Needs["CompiledFunctionTools`"]
c = Compile[{{x}}, x^2 + Sin[x^2]];
CompilePrint[c]

From my expirience callbacks to MainEvaluate are the main source of slow compiled functions, like here:

Needs["CompiledFunctionTools`"]
f[x_] := x^2 + Sin[x^2]
c = Compile[{{x}}, f[x]];
CompilePrint[c]

Having said that here is an approach to profile a compiled function by converting it to a C code. Never used this myself, so I am not sure how useful this is.

The example is a modification from the ref/LiftingFilterData reference page (Applications).

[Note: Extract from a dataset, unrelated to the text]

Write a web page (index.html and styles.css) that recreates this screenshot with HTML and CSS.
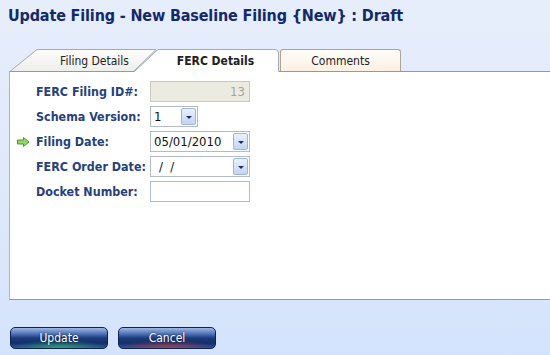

Generate and export some code:

Needs["CompiledFunctionTools`"]
Needs["CCompilerDriver`"];
Needs["SymbolicC`"];
Needs["CCodeGenerator`"];

lf = WaveletFilterCoefficients[DaubechiesWavelet[2], 
   "LiftingFilter"];
lfunc = lf["ForwardLiftingFunction", Compiled -> True];

(* you may need to create the directory *)    
outdir = $CCompilerDefaultDirectory;
flwt = Export[FileNameJoin[{outdir, "flwt.c"}], 
   CCodeStringGenerate[lfunc, "flwt"], "Text"];

Generate a header file and an example main:

Export[FileNameJoin[{outdir, "flwt.h"}], 
  CCodeStringGenerate[lfunc, "flwt", 
   "CodeTarget" -> "WolframRTLHeader"], "Text"];
flwtmain = "ExampleData/flwtmain.c";

Create the executable (with the profiling option -pg - not sure what it is on windows):

exe = CreateExecutable[{flwt, flwtmain}, "flwt.exe", 
  "Libraries" -> "WolframRTL_Static_Minimal", 
  "CompileOptions" -> "-pg", "ShellCommandFunction" -> Print]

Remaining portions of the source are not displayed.